How Can We Afford It?

Maura Casey

9781943028061
13 pages
Kettering Foundation Press
Overview

Projections in 2013 showed that the Social Security Trust Fund could run out of money in 2033. Growing federal deficits and a rising national debt have made many wonder whether Social Security will soon become too great a burden on the workers who have to pay for it…

Many Americans are reexamining the principles on which Social Security is based and are thinking anew about the nature of individual responsibility. What does the government owe the elderly? Should saving for retirement be strictly an individual responsibility? Is it fair to require succeeding generations to shoulder the increasing burden of supporting retirees?

The question we must face is this: how can we best provide for Americans’ retirement?

This 13-page issue guide presents three options for deliberation:

Shore Up and Reaffirm Social Security

Social Security benefits represent a promise made to Americans, symbolizing a shared commitment to one another that is a fundamental value of our country. The program has earned its near-universal support, and the promise should be kept by doing whatever it takes to keep these benefits as they are.

End Reliance on Social Security for Retirement

Government has been taking too much responsibility for the well-being of its older citizens, undermining the nation’s traditional emphasis on self-reliance. We should phase-in a privatized system of retirement savings accounts, which could be regulated by the government, but controlled and managed by individuals.

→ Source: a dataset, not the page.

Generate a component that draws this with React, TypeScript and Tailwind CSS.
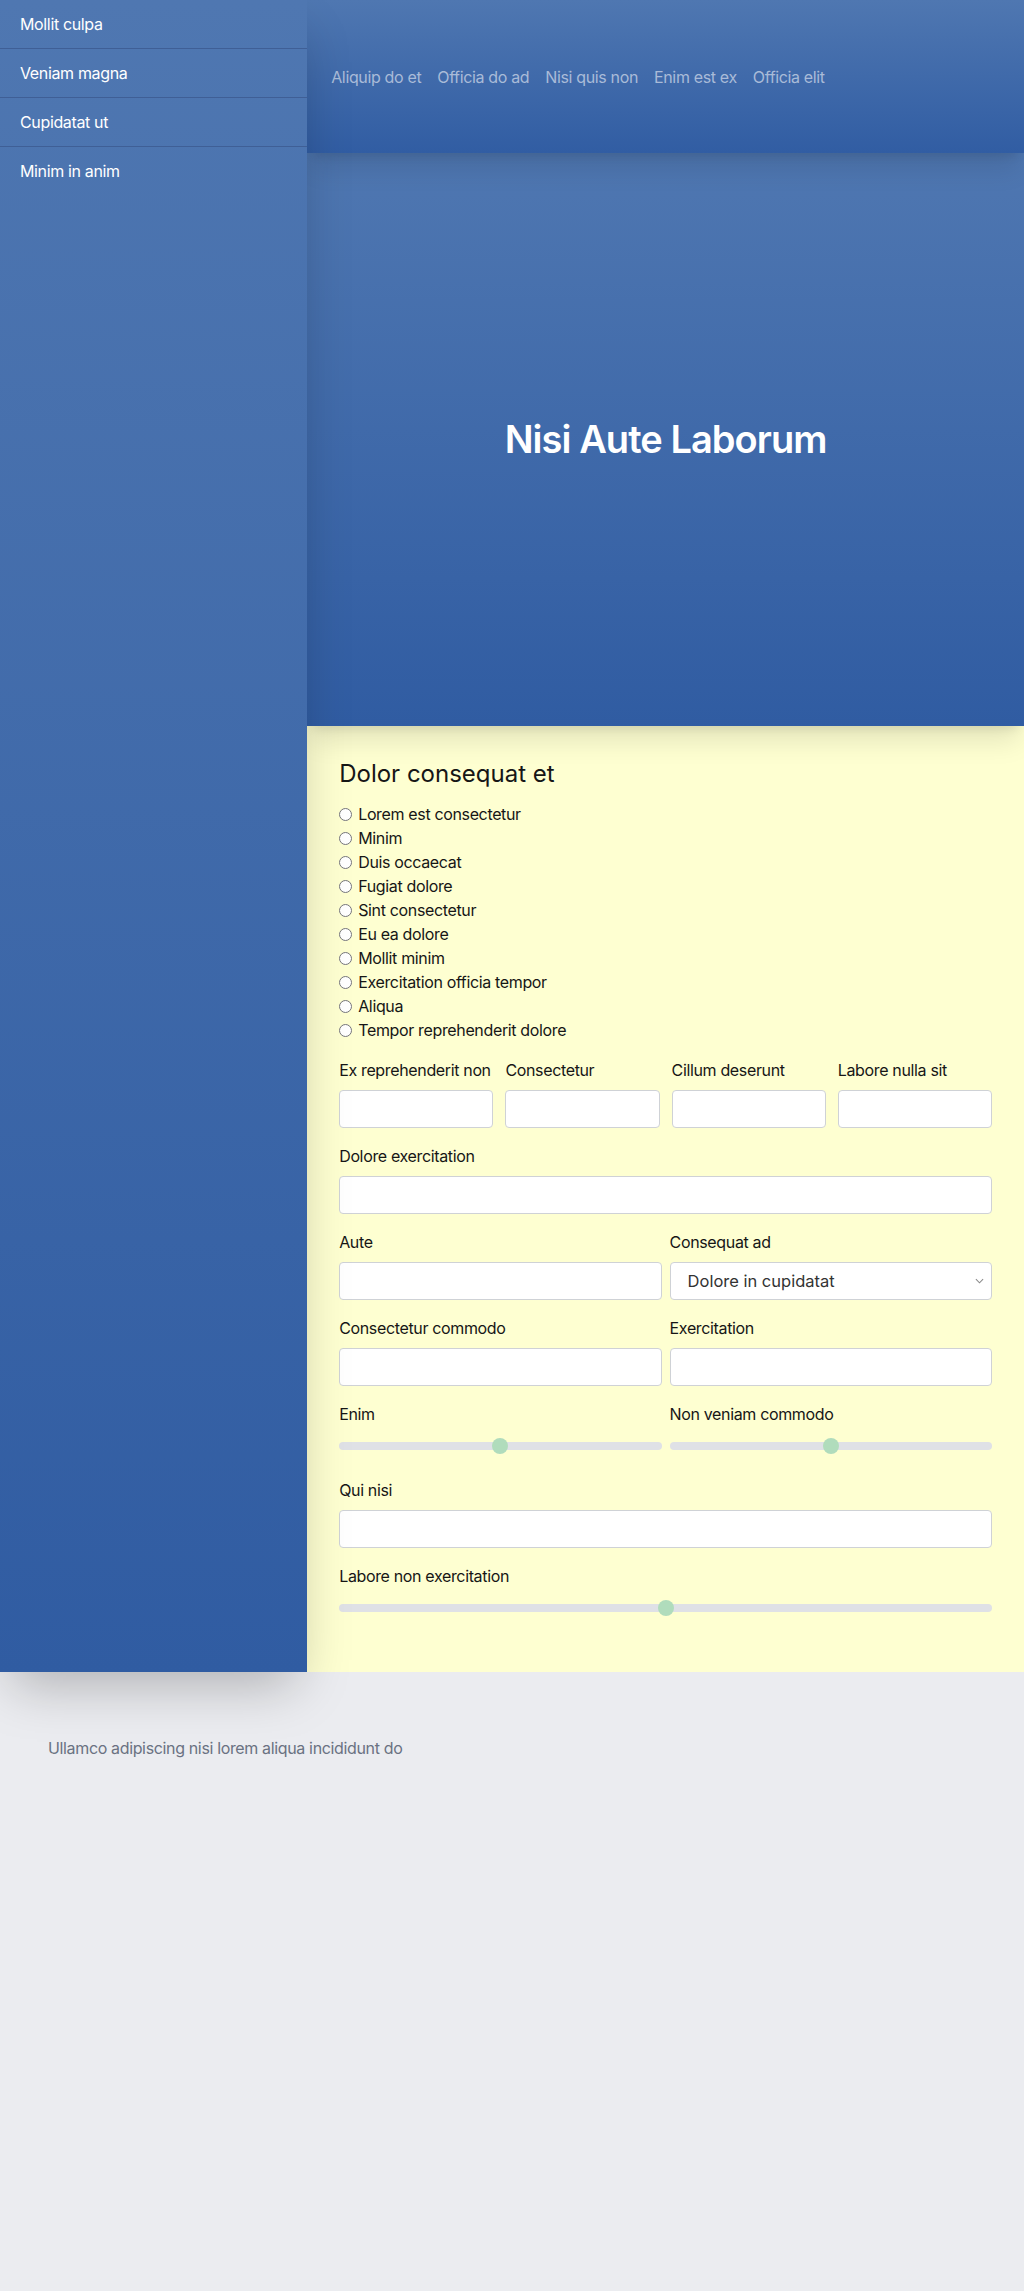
import { useState } from "react";

const sideLinks = ["Mollit culpa", "Veniam magna", "Cupidatat ut", "Minim in anim"];
const navLinks = ["Aliquip do et", "Officia do ad", "Nisi quis non", "Enim est ex", "Officia elit"];
const choices = [
  "Lorem est consectetur",
  "Minim",
  "Duis occaecat",
  "Fugiat dolore",
  "Sint consectetur",
  "Eu ea dolore",
  "Mollit minim",
  "Exercitation officia tempor",
  "Aliqua",
  "Tempor reprehenderit dolore",
];

const inputClass =
  "block h-[38px] w-full rounded border border-[#cfd2d6] bg-white px-3 text-base text-[#333] outline-none";

function Field({ label, children }: { label: string; children?: React.ReactNode }) {
  return (
    <label className="flex min-w-0 flex-col">
      <span className="whitespace-nowrap text-base leading-6 text-[#161616]">{label}</span>
      <span className="mt-2 block">{children ?? <input type="text" className={inputClass} />}</span>
    </label>
  );
}

function Slider({ label }: { label: string }) {
  const [value] = useState(50);
  return (
    <div className="flex min-w-0 flex-col pb-1">
      <span className="text-base leading-6 text-[#161616]">{label}</span>
      <div className="relative mt-2 flex h-6 items-center">
        <div className="h-2 w-full rounded-full bg-[#dfe1e6]" />
        {/* thumb sits on top of the track */}
        <div
          className="absolute top-1/2 h-4 w-4 -translate-x-1/2 -translate-y-1/2 rounded-full bg-[#b0dcbc]"
          style={{ left: `${value}%` }}
        />
      </div>
    </div>
  );
}

export default function App() {
  return (
    <div className="min-h-screen bg-[#ebecf0] font-['Inter',sans-serif] tracking-[-0.022em]">
      <div className="flex">
        <aside className="relative z-30 w-[30%] shrink-0 bg-gradient-to-b from-[#4f77b1] to-[#305ca2] shadow-2xl">
          <ul className="divide-y divide-[#3f5f96]">
            {sideLinks.map((item) => (
              <li key={item}>
                <a href="#" className="block px-5 py-3 text-base leading-6 text-white">
                  {item}
                </a>
              </li>
            ))}
          </ul>
        </aside>

        <main className="min-w-0 flex-1">
          <header className="relative z-20 flex h-[153px] items-center bg-gradient-to-b from-[#4f77b1] to-[#315da3] px-6 shadow-xl">
            <nav className="flex gap-4">
              {navLinks.map((item) => (
                <a key={item} href="#" className="text-base leading-6 text-[#a9bbd8]">
                  {item}
                </a>
              ))}
            </nav>
          </header>

          <section className="relative z-10 flex h-[573px] items-center justify-center bg-gradient-to-b from-[#4f77b1] to-[#305ca2] shadow-xl">
            <h1 className="text-[38px] font-semibold tracking-[-0.025em] text-white">Nisi Aute Laborum</h1>
          </section>

          <form className="flex flex-col gap-4 bg-[#feffd1] px-8 pb-12 pt-8">
            <div>
              <h2 className="text-2xl leading-8 tracking-normal text-[#161616]">Dolor consequat et</h2>
              <div className="mt-3 flex flex-col">
                {choices.map((c) => (
                  <label key={c} className="flex h-6 items-center gap-1.5 text-base text-[#161616]">
                    <input type="radio" name="choice" className="m-0 h-[13px] w-[13px]" />
                    {c}
                  </label>
                ))}
              </div>
            </div>

            <div className="grid grid-cols-4 gap-3">
              <Field label="Ex reprehenderit non" />
              <Field label="Consectetur" />
              <Field label="Cillum deserunt" />
              <Field label="Labore nulla sit" />
            </div>

            <Field label="Dolore exercitation" />

            <div className="grid grid-cols-2 gap-2">
              <Field label="Aute" />
              <Field label="Consequat ad">
                <span className="relative block">
                  <select
                    className="block h-[38px] w-full appearance-none rounded border border-[#cfd2d6] bg-white pl-[17px] pr-8 text-[16.5px] tracking-normal text-[#333] outline-none"
                    defaultValue="a"
                  >
                    <option value="a">Dolore in cupidatat</option>
                    <option value="b">Lorem ipsum</option>
                  </select>
                  <svg
                    viewBox="0 0 10 6"
                    className="pointer-events-none absolute right-2 top-1/2 h-[6px] w-[9px] -translate-y-1/2"
                  >
                    <path d="M1 1l4 4 4-4" fill="none" stroke="#8a8a8a" strokeWidth="1.2" />
                  </svg>
                </span>
              </Field>
            </div>

            <div className="grid grid-cols-2 gap-2">
              <Field label="Consectetur commodo" />
              <Field label="Exercitation" />
            </div>

            <div className="grid grid-cols-2 gap-2">
              <Slider label="Enim" />
              <Slider label="Non veniam commodo" />
            </div>

            <Field label="Qui nisi" />

            <Slider label="Labore non exercitation" />
          </form>
        </main>
      </div>

      <footer className="px-12 py-16">
        <p className="text-base leading-6 text-gray-500">Ullamco adipiscing nisi lorem aliqua incididunt do</p>
      </footer>
    </div>
  );
}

Reinvent Retirement and Social Security

It is unrealistic to continue to support a plan that enables people to retire in their early-to-mid-60s when the average life span is now 78. The compact that Social Security represents should be adjusted to take that change into account.

Author Bio
Maura Casey became an associate of the Kettering Foundation in 2013 after a 30-year journalism career writing and editing opinion. A native of Buffalo, New York, Casey was a member of the editorial board of four newspapers, including the New York Times. During her career she won 40 regional and national journalism awards. She shared a Pulitzer Prize with the staff of the Lawrence (Massachusetts) Eagle-Tribune; as a member of the Hartford Courant editorial board she and her colleagues won the national Sigma Delta Chi award for editorial writing for editorials written in response to the Newtown tragedy in 2012. Casey has a BA in political science, magna cum laude, from Buffalo State College, and an MA in journalism and public affairs from American University.